The basic organizational structure of the KGB was created in 1954, when all police departments were reorganized. In the late 1980, the KGB remained a highly centralized institution, with controls implemented by the “Polit-buro” through the KGB headquarters in Moscow.
Structure of the KGB
The KGB organization was originally designated as a “state committee attached to the Council of Ministers.” On July 5th, 1978, a new law on the Council of Ministers changed the status of the KGB, along with that of several other state committees, so that its chairman was a member of the Council of Ministers by law. According to the 1977 Soviet Constitution, the Council of Ministers “coordinates and directs” the work of the ministries and state committees, including the KGB. In practice, however, the KGB had more autonomy than most other government departments and had operated with a large degree of independence from the Council of Ministers. The situation was similar with the Supreme Soviet, which had formal authority over the Council of Ministers and its agencies. In 1989, the Supreme Soviet had almost no power over the KGB operations.
The KGB was a union-republic state committee, controlling the fourteen non-Russian republics. (All-union ministries and state committees, by contrast, did not have corresponding branches in the republics but executed their functions directly through Moscow.) The KGB had administrations in the states/county and cities. In the Russian Republic, however, there was no separate KGB. The main KGB administrations in the Russian Republic were subordinated directly to the central KGB offices in Moscow. At the lower levels, autonomous county, cities, and towns had KGB departments or sections.
The KGB also had a broad network of special departments in all major government institutions, enterprises, and factories. They generally consisted of one or more KGB representatives, whose purpose was to ensure the observance of security regulations and to monitor political sentiments among employees. The special departments recruited informers to help them in their tasks. A separate and very extensive network of special departments existed within the armed forces and defense-related institutions.

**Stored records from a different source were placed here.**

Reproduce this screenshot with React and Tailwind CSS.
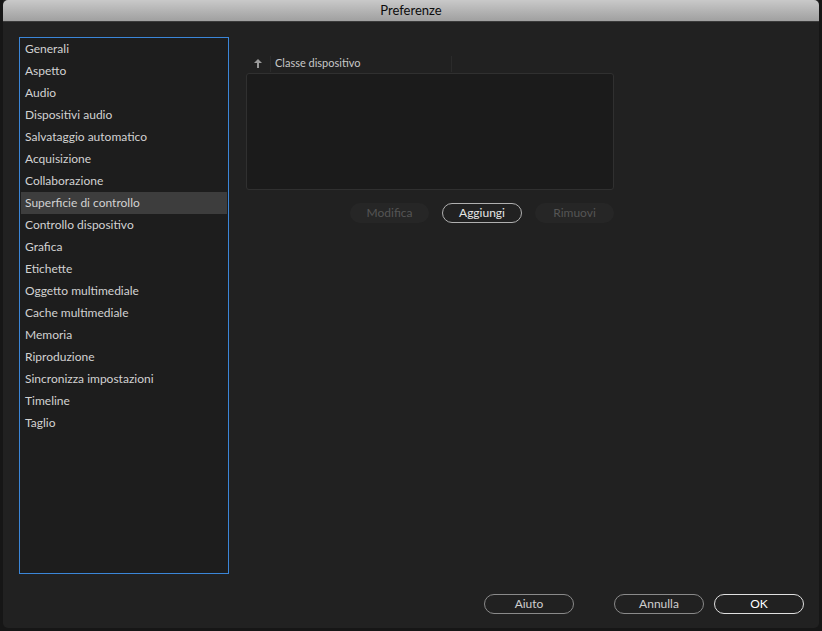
import React, { useState } from "react";

const categories = [
    "Generali",
    "Aspetto",
    "Audio",
    "Dispositivi audio",
    "Salvataggio automatico",
    "Acquisizione",
    "Collaborazione",
    "Superficie di controllo",
    "Controllo dispositivo",
    "Grafica",
    "Etichette",
    "Oggetto multimediale",
    "Cache multimediale",
    "Memoria",
    "Riproduzione",
    "Sincronizza impostazioni",
    "Timeline",
    "Taglio",
];

const PillButton = ({ label, variant = "normal", className = "" }) => {
    const styles = {
        normal: "border border-[#8a8a8a] text-[#cfcfcf]",
        strong: "border border-[#e0e0e0] text-white",
        disabled: "bg-[#262626] text-[#555555]",
    };
    return (
        <button
            className={`h-[20px] rounded-full text-[12px] leading-none flex items-center justify-center ${styles[variant]} ${className}`}
        >
            {label}
        </button>
    );
};

const App = () => {
    const [selected, setSelected] = useState("Superficie di controllo");

    return (
        <div
            className="w-[822px] h-[631px] bg-[#161616] flex px-[3px] overflow-hidden"
            style={{ fontFamily: "Lato, 'Open Sans', sans-serif" }}
        >
            <div className="flex-1 h-[628px] flex flex-col bg-[#212121] rounded-b-[5px]">
                {/* Barra del titolo */}
                <div className="h-[22px] rounded-t-[5px] bg-gradient-to-b from-[#c9c9c9] to-[#a0a0a0] border-b border-[#3a3a3a] flex items-center justify-center">
                    <span className="text-[13px] text-[#0c0c0c]">Preferenze</span>
                </div>

                <div className="flex-1 flex flex-col pt-[15px] pb-[14px]">
                    <div className="flex flex-1">
                        {/* Lista categorie */}
                        <div className="ml-[16px] w-[210px] h-[537px] border border-[#3b86d8] bg-[#1d1d1d] px-[1px]">
                            {categories.map((category) => (
                                <div
                                    key={category}
                                    onClick={() => setSelected(category)}
                                    className={`h-[22px] flex items-center pl-[4px] text-[12px] text-[#d2d2d2] cursor-default ${
                                        selected === category ? "bg-[#3d3d3d]" : ""
                                    }`}
                                >
                                    {category}
                                </div>
                            ))}
                        </div>

                        {/* Pannello destro */}
                        <div className="ml-[17px] w-[368px] pt-[18px]">
                            <div className="h-[17px] flex items-center">
                                <div className="w-[24px] flex justify-center">
                                    <svg width="8" height="9" viewBox="0 0 8 9">
                                        <path d="M4 0 L8 4 L5 4 L5 9 L3 9 L3 4 L0 4 Z" fill="#9a9a9a" />
                                    </svg>
                                </div>
                                <div className="w-px h-[16px] bg-[#2b2b2b]" />
                                <span className="pl-[4px] text-[11px] text-[#c8c8c8] w-[180px]">
                                    Classe dispositivo
                                </span>
                                <div className="w-px h-[16px] bg-[#2b2b2b]" />
                            </div>
                            <div className="mt-[1px] h-[117px] rounded-[3px] border border-[#303030] bg-[#1b1b1b]" />
                            <div className="mt-[13px] flex justify-end gap-[13px]">
                                <PillButton label="Modifica" variant="disabled" className="w-[79px]" />
                                <PillButton label="Aggiungi" variant="normal" className="w-[80px] border-[#b0b0b0] text-[#e6e6e6]" />
                                <PillButton label="Rimuovi" variant="disabled" className="w-[79px]" />
                            </div>
                        </div>
                    </div>

                    {/* Pulsanti in basso */}
                    <div className="flex justify-end items-center pr-[15px] mt-[20px]">
                        <PillButton label="Aiuto" className="w-[90px]" />
                        <PillButton label="Annulla" className="w-[90px] ml-[40px]" />
                        <PillButton label="OK" variant="strong" className="w-[90px] ml-[10px]" />
                    </div>
                </div>
            </div>
        </div>
    );
};

export default App;
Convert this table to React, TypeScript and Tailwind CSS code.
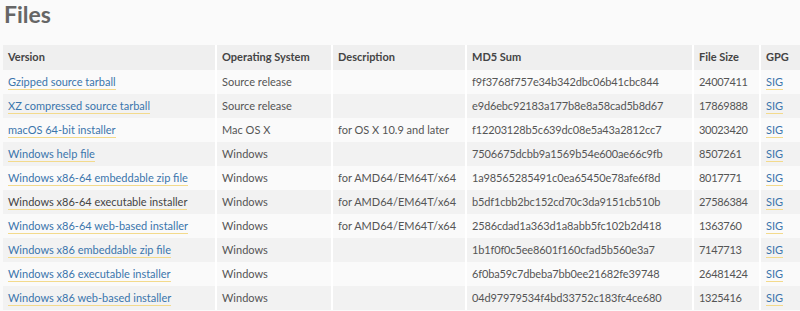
import { FC } from 'react';

interface FileRow {
  version: string;
  os: string;
  description: string;
  md5: string;
  size: string;
  visited?: boolean;
}

const rows: FileRow[] = [
  { version: 'Gzipped source tarball', os: 'Source release', description: '', md5: 'f9f3768f757e34b342dbc06b41cbc844', size: '24007411' },
  { version: 'XZ compressed source tarball', os: 'Source release', description: '', md5: 'e9d6ebc92183a177b8e8a58cad5b8d67', size: '17869888' },
  { version: 'macOS 64-bit installer', os: 'Mac OS X', description: 'for OS X 10.9 and later', md5: 'f12203128b5c639dc08e5a43a2812cc7', size: '30023420' },
  { version: 'Windows help file', os: 'Windows', description: '', md5: '7506675dcbb9a1569b54e600ae66c9fb', size: '8507261' },
  { version: 'Windows x86-64 embeddable zip file', os: 'Windows', description: 'for AMD64/EM64T/x64', md5: '1a98565285491c0ea65450e78afe6f8d', size: '8017771' },
  { version: 'Windows x86-64 executable installer', os: 'Windows', description: 'for AMD64/EM64T/x64', md5: 'b5df1cbb2bc152cd70c3da9151cb510b', size: '27586384', visited: true },
  { version: 'Windows x86-64 web-based installer', os: 'Windows', description: 'for AMD64/EM64T/x64', md5: '2586cdad1a363d1a8abb5fc102b2d418', size: '1363760' },
  { version: 'Windows x86 embeddable zip file', os: 'Windows', description: '', md5: '1b1f0f0c5ee8601f160cfad5b560e3a7', size: '7147713' },
  { version: 'Windows x86 executable installer', os: 'Windows', description: '', md5: '6f0ba59c7dbeba7bb0ee21682fe39748', size: '26481424' },
  { version: 'Windows x86 web-based installer', os: 'Windows', description: '', md5: '04d97979534f4bd33752c183fc4ce680', size: '1325416' },
];

// column widths measured off the screenshot (cell incl. the white divider)
const grid = 'grid grid-cols-[214px_116px_134px_227px_67px_36px]';
const cell = 'flex items-center pl-[5px] border-r-2 border-white';

const Link: FC<{ children: string; dark?: boolean }> = ({ children, dark }) => (
  <span
    className={`leading-[13px] pb-[1px] mt-[1px] border-b border-[#f3da8c] ${dark ? 'text-[#444]' : 'text-[#3a75ac]'}`}
  >
    {children}
  </span>
);

export default function App() {
  return (
    <div className="w-[800px] h-[311px] overflow-hidden bg-[#fafafa] font-['Lato',sans-serif] text-[#555] text-[11px]">
      <h1 className="pl-[4px] pt-[2px] h-[45px] text-[23px] leading-[24px] font-bold text-[#666]">Files</h1>
      <div className="ml-[3px]">
        <div className={`${grid} h-[25px] bg-[#efefef] font-bold text-[#444]`}>
          <div className={cell}>Version</div>
          <div className={cell}>Operating System</div>
          <div className={cell}>Description</div>
          <div className={cell}>MD5 Sum</div>
          <div className={cell}>File Size</div>
          <div className="flex items-center pl-[5px]">GPG</div>
        </div>
        {rows.map((r, i) => (
          <div key={r.version} className={`${grid} h-[24px] ${i % 2 ? 'bg-[#f2f2f2]' : 'bg-[#fafafa]'}`}>
            <div className={cell}>
              <Link dark={r.visited}>{r.version}</Link>
            </div>
            <div className={cell}>{r.os}</div>
            <div className={cell}>{r.description}</div>
            <div className={`${cell} tracking-[-0.15px]`}>{r.md5}</div>
            <div className={`${cell} tracking-[-0.3px]`}>{r.size}</div>
            <div className="flex items-center pl-[5px]">
              <Link>SIG</Link>
            </div>
          </div>
        ))}
      </div>
    </div>
  );
}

Publicly named a union-republic agency, the KGB was highly centralized and was controlled rigidly from the top. The KGB central staff kept a close watch over the operations of its branches. Moreover, local government organs had little involvement in local KGB activities. Indeed, the high degree of centralization in the KGB was reflected in the fact that regional KGB branches were not subordinated to the local government, but only to the KGB hierarchy. Thus, they differed from local branches of most union-republic ministerial agencies, such as the MVD, which were subject to dual subordination.
The KGB was directed by a chairman who was formally appointed by the Supreme Soviet but actually was selected by the “Polit-buro” – one or two first deputy chairmen, and several (usually four to six) deputy chairmen. Key decisions were made by the KGB Collegiums, which was a collective leadership department composed of the chairman, deputy chairman, chiefs of certain KGB directorates, and one or two chairmen of republic of the KGB organizations.